* [To do]
Nothing in the data should change when you return it, but leave the pictures out.

• • •

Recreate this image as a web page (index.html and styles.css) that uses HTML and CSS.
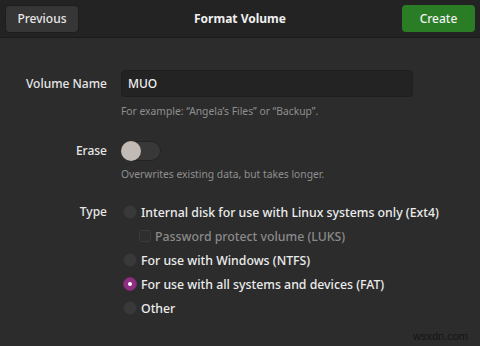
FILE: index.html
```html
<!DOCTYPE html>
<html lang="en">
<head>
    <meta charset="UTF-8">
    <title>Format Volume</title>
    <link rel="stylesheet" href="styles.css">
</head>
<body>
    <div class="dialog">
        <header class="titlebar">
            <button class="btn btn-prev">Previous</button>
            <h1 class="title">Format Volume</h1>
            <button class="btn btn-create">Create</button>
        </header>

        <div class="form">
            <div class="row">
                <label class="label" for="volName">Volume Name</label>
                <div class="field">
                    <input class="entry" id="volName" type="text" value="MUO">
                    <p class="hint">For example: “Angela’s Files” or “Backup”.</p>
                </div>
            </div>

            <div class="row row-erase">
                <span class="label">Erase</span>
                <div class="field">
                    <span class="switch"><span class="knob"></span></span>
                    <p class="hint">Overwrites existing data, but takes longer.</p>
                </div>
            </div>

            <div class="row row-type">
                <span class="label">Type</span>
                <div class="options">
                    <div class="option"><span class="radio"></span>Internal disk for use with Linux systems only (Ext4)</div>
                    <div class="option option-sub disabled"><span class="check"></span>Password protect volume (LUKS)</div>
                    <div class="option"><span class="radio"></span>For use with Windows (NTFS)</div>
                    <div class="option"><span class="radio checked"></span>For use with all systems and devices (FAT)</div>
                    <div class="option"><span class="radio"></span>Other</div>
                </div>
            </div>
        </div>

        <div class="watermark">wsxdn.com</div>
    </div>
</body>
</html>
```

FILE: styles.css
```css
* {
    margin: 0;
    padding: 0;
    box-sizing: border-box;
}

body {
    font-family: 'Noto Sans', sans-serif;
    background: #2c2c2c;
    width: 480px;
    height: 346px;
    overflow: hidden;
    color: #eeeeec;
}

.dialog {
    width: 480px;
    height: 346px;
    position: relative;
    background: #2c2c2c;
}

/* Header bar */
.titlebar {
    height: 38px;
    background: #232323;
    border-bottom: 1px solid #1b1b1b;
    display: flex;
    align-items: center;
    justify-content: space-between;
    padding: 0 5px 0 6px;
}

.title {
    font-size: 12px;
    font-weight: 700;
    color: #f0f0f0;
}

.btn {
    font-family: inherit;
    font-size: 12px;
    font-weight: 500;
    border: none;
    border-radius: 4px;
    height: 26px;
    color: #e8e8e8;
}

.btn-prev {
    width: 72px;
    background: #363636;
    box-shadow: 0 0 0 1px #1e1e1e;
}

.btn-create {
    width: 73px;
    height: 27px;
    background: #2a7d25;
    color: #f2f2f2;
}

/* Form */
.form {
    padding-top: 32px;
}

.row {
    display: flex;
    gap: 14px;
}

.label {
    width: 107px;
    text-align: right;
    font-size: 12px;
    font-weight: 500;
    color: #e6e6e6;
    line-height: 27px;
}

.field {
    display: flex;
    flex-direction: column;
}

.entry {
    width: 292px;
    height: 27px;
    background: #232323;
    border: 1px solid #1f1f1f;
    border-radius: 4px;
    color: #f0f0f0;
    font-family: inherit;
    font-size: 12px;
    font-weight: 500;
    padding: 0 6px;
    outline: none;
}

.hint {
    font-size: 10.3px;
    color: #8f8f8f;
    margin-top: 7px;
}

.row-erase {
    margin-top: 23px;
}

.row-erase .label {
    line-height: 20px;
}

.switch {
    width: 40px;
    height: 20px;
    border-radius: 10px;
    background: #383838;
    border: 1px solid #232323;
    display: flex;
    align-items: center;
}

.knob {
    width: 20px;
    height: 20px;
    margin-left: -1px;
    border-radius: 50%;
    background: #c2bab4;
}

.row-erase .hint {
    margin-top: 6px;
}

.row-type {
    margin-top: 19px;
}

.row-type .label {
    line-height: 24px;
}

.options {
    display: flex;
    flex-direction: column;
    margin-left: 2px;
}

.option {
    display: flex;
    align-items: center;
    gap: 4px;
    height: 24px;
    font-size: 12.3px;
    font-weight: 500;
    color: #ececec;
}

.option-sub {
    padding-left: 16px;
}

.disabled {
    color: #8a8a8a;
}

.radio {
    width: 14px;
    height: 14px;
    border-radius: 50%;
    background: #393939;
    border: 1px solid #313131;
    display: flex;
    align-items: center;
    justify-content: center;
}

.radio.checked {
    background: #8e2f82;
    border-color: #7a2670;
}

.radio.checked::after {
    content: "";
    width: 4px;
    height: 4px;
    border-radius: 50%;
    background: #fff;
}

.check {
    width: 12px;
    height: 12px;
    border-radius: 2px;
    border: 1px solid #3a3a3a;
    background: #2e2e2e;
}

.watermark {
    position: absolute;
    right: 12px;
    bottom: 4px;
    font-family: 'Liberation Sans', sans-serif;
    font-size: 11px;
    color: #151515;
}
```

• • •

* [Task response]
Recreate this image as a web page (index.html and styles.css) that uses HTML and CSS.
FILE: index.html
```html
<!DOCTYPE html>
<html lang="en">
<head>
    <meta charset="UTF-8">
    <title>Format Volume</title>
    <link rel="stylesheet" href="styles.css">
</head>
<body>
    <div class="dialog">
        <header class="titlebar">
            <button class="btn btn-prev">Previous</button>
            <h1 class="title">Format Volume</h1>
            <button class="btn btn-create">Create</button>
        </header>

        <div class="form">
            <div class="row">
                <label class="label" for="volName">Volume Name</label>
                <div class="field">
                    <input class="entry" id="volName" type="text" value="MUO">
                    <p class="hint">For example: “Angela’s Files” or “Backup”.</p>
                </div>
            </div>

            <div class="row row-erase">
                <span class="label">Erase</span>
                <div class="field">
                    <span class="switch"><span class="knob"></span></span>
                    <p class="hint">Overwrites existing data, but takes longer.</p>
                </div>
            </div>

            <div class="row row-type">
                <span class="label">Type</span>
                <div class="options">
                    <div class="option"><span class="radio"></span>Internal disk for use with Linux systems only (Ext4)</div>
                    <div class="option option-sub disabled"><span class="check"></span>Password protect volume (LUKS)</div>
                    <div class="option"><span class="radio"></span>For use with Windows (NTFS)</div>
                    <div class="option"><span class="radio checked"></span>For use with all systems and devices (FAT)</div>
                    <div class="option"><span class="radio"></span>Other</div>
                </div>
            </div>
        </div>

        <div class="watermark">wsxdn.com</div>
    </div>
</body>
</html>
```

FILE: styles.css
```css
* {
    margin: 0;
    padding: 0;
    box-sizing: border-box;
}

body {
    font-family: 'Noto Sans', sans-serif;
    background: #2c2c2c;
    width: 480px;
    height: 346px;
    overflow: hidden;
    color: #eeeeec;
}

.dialog {
    width: 480px;
    height: 346px;
    position: relative;
    background: #2c2c2c;
}

/* Header bar */
.titlebar {
    height: 38px;
    background: #232323;
    border-bottom: 1px solid #1b1b1b;
    display: flex;
    align-items: center;
    justify-content: space-between;
    padding: 0 5px 0 6px;
}

.title {
    font-size: 12px;
    font-weight: 700;
    color: #f0f0f0;
}

.btn {
    font-family: inherit;
    font-size: 12px;
    font-weight: 500;
    border: none;
    border-radius: 4px;
    height: 26px;
    color: #e8e8e8;
}

.btn-prev {
    width: 72px;
    background: #363636;
    box-shadow: 0 0 0 1px #1e1e1e;
}

.btn-create {
    width: 73px;
    height: 27px;
    background: #2a7d25;
    color: #f2f2f2;
}

/* Form */
.form {
    padding-top: 32px;
}

.row {
    display: flex;
    gap: 14px;
}

.label {
    width: 107px;
    text-align: right;
    font-size: 12px;
    font-weight: 500;
    color: #e6e6e6;
    line-height: 27px;
}

.field {
    display: flex;
    flex-direction: column;
}

.entry {
    width: 292px;
    height: 27px;
    background: #232323;
    border: 1px solid #1f1f1f;
    border-radius: 4px;
    color: #f0f0f0;
    font-family: inherit;
    font-size: 12px;
    font-weight: 500;
    padding: 0 6px;
    outline: none;
}

.hint {
    font-size: 10.3px;
    color: #8f8f8f;
    margin-top: 7px;
}

.row-erase {
    margin-top: 23px;
}

.row-erase .label {
    line-height: 20px;
}

.switch {
    width: 40px;
    height: 20px;
    border-radius: 10px;
    background: #383838;
    border: 1px solid #232323;
    display: flex;
    align-items: center;
}

.knob {
    width: 20px;
    height: 20px;
    margin-left: -1px;
    border-radius: 50%;
    background: #c2bab4;
}

.row-erase .hint {
    margin-top: 6px;
}

.row-type {
    margin-top: 19px;
}

.row-type .label {
    line-height: 24px;
}

.options {
    display: flex;
    flex-direction: column;
    margin-left: 2px;
}

.option {
    display: flex;
    align-items: center;
    gap: 4px;
    height: 24px;
    font-size: 12.3px;
    font-weight: 500;
    color: #ececec;
}

.option-sub {
    padding-left: 16px;
}

.disabled {
    color: #8a8a8a;
}

.radio {
    width: 14px;
    height: 14px;
    border-radius: 50%;
    background: #393939;
    border: 1px solid #313131;
    display: flex;
    align-items: center;
    justify-content: center;
}

.radio.checked {
    background: #8e2f82;
    border-color: #7a2670;
}

.radio.checked::after {
    content: "";
    width: 4px;
    height: 4px;
    border-radius: 50%;
    background: #fff;
}

.check {
    width: 12px;
    height: 12px;
    border-radius: 2px;
    border: 1px solid #3a3a3a;
    background: #2e2e2e;
}

.watermark {
    position: absolute;
    right: 12px;
    bottom: 4px;
    font-family: 'Liberation Sans', sans-serif;
    font-size: 11px;
    color: #151515;
}
```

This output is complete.